Detail
景気低迷や大災害の発生、地域コミュニティの衰退などにより、現在多くの人が将来に不安を感じており、心身の安定とケアを求める人は少なくない。森林にはその環境を利用したリハビリ効果、保健休養効果、心理的効果、療育効果など、人の心身の健康に寄与する保健機能が備わっている。本書は医療・福祉・教育の分野における「森林保健活動」を中心に紹介しながら、働き盛りの人々の保健休養にも言及する。
高齢化率43%の長野県北相木村では、村で最も人が集まる診療所を村づくりの拠点とするべく森林保健活動を導入。本来その地に生えていた木(潜在植生)を植樹することで精神の回復にもつなげる「託林」(命を託す意)や、昔の思い出話をすることによって認知症患者の大脳の神経活動が活性化され、生活行動レベルの維持などに効果がある「森林回想法」(心理療法)を実践。森の中で腰を下ろして回想する他、散策や軽作業によっていきいきとした表情を見せたり、感情的な落ち着きを取り戻す事例が報告される。

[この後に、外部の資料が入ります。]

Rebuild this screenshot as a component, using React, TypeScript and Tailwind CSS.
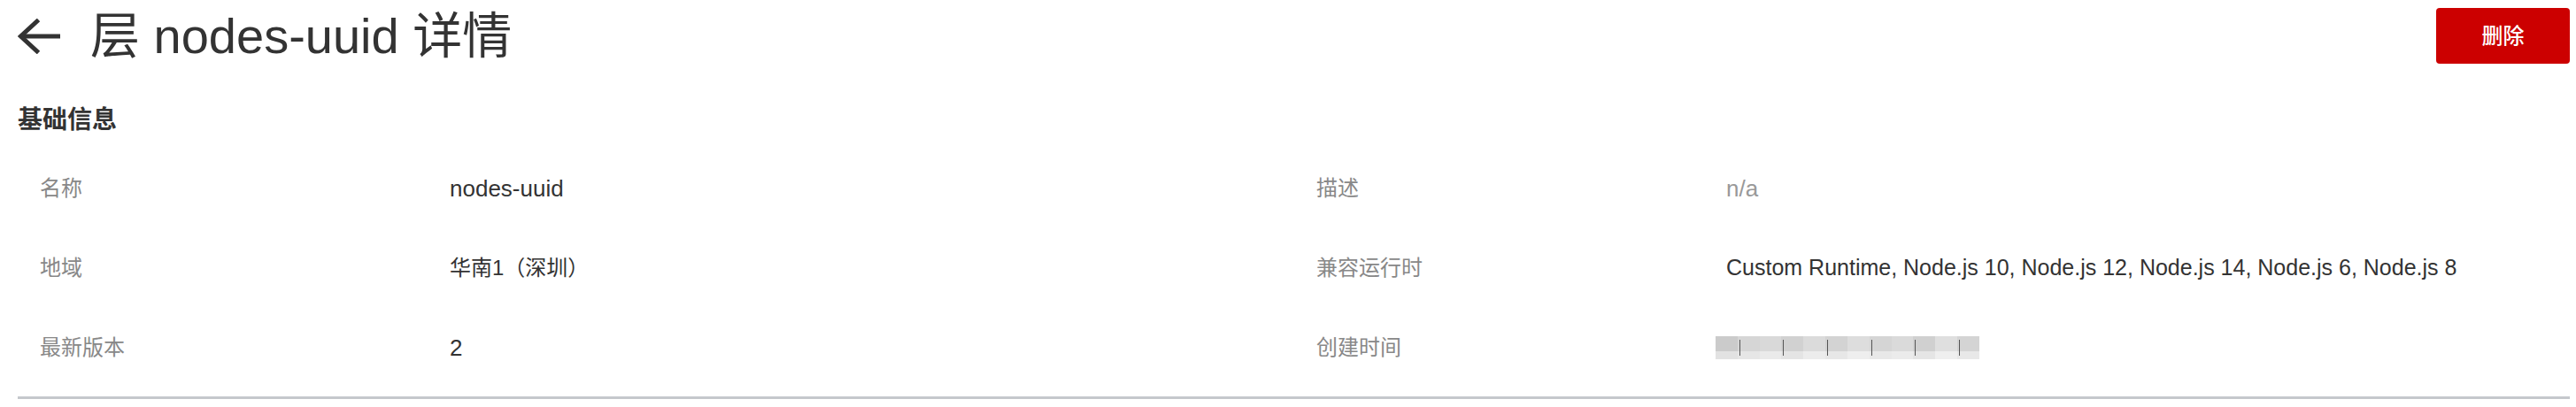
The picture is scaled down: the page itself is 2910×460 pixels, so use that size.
const rows: { label: string; value: React.ReactNode }[] = [
  { label: "名称", value: <span className="text-[26px] text-[#333]">nodes-uuid</span> },
  { label: "描述", value: <span className="text-[26px] text-[#999]">n/a</span> },
  { label: "地域", value: <span className="text-[24px] text-[#333]">华南1（深圳）</span> },
  {
    label: "兼容运行时",
    value: (
      <span className="text-[25px] text-[#333]">
        Custom Runtime, Node.js 10, Node.js 12, Node.js 14, Node.js 6, Node.js 8
      </span>
    ),
  },
  { label: "最新版本", value: <span className="text-[26px] text-[#333]">2</span> },
  { label: "创建时间", value: <Blurred /> },
];

const cells = [
  ["#cbcbcb", "#e2e2e2"],
  ["#d6d6d6", "#e6e6e6"],
  ["#d9d9d9", "#eaeaea"],
  ["#d1d1d1", "#e4e4e4"],
  ["#dbdbdb", "#ececec"],
  ["#d3d3d3", "#e7e7e7"],
  ["#dddddd", "#eeeeee"],
  ["#d5d5d5", "#e8e8e8"],
  ["#dadada", "#ebebeb"],
  ["#d0d0d0", "#e5e5e5"],
  ["#dfdfdf", "#efefef"],
  ["#d4d4d4", "#e8e8e8"],
];

function Blurred() {
  // pixelated timestamp, as in the screenshot
  return (
    <div className="-ml-[12px] flex h-[26px] w-[298px]">
      {cells.map(([top, bottom], i) => (
        <div key={i} className="flex flex-1 flex-col">
          <div className="h-[17px]" style={{ background: top }} />
          <div className="h-[9px]" style={{ background: bottom }} />
          {i % 2 === 1 && <div className="-mt-[22px] ml-[2px] h-[18px] w-px bg-[#555]" />}
        </div>
      ))}
    </div>
  );
}

export default function App() {
  return (
    <div className="min-h-screen bg-white pl-[20px] pr-[7px] font-['Liberation_Sans','Noto_Sans_CJK_SC',sans-serif]">
      <header className="mt-[9px] flex h-[63px] items-center justify-between">
        <div className="flex items-center">
          <svg width="48" height="40" viewBox="0 0 48 40" fill="none" stroke="#333" strokeWidth="5">
            <path d="M48 20H3" />
            <path d="M23.5 1.5L3.5 20l20 18.5" />
          </svg>
          <h1 className="ml-[34px] text-[56px] leading-none text-[#333]">层 nodes-uuid 详情</h1>
        </div>
        <button className="h-[63px] w-[151px] rounded-[4px] bg-[#cc0000] text-[24px] font-medium text-white">
          删除
        </button>
      </header>

      <section className="mt-[50px] border-b-[3px] border-[#c5c8cc] pb-[10px]">
        <h2 className="text-[28px] leading-[28px] font-bold text-[#333]">基础信息</h2>
        <div className="mt-[18px] grid grid-cols-[1442px_1fr] pl-[25px]">
          {rows.map((r) => (
            <div key={r.label} className="flex h-[90px] items-center">
              <span className="w-[463px] shrink-0 text-[24px] text-[#888]">{r.label}</span>
              {r.value}
            </div>
          ))}
        </div>
      </section>
    </div>
  );
}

この他、入院患者の7割を占める認知症の症状改善が見られた鹿児島県の霧島桜ヶ丘病院、「森林ウォーキング」によって町をあげて高血圧の予防(自律神経のバランス改善)につなげる森林療法に取り組んだ北海道中頓別町、長野県下伊那郡松川町にある山間部の知的障がい者施設における療育活動、全国に広がる「森の幼稚園」などの事例が紹介されている。
手入れが必要な森林が増加する今日、人と森が共に健康になり、地域コミュニティの再形成にもつながる森林保健活動は、人と森の関係をつなぎ直す試みでもある。
上原巌
東京農業大学教授。1964年長野市生まれ。岐阜大学大学院連合農学研究科博士課程(生物環境科学専攻)修了。農学博士。日本カウンセリング学会認定カウンセラー。みんなの森代表世話人。寺子屋講座主催。
日本森林保健学会
2010年4月創設。子どもから高齢者まで幅広く人間と森林が共に健やかになることをめざし、その研究を行う学会。医療、福祉、教育、心理などの専門職をはじめ、林業家、学生、主婦など、会員層は広い。全国各地での研修会や調査研究活動を行い、市民の心のよりどころとなることも目的としている。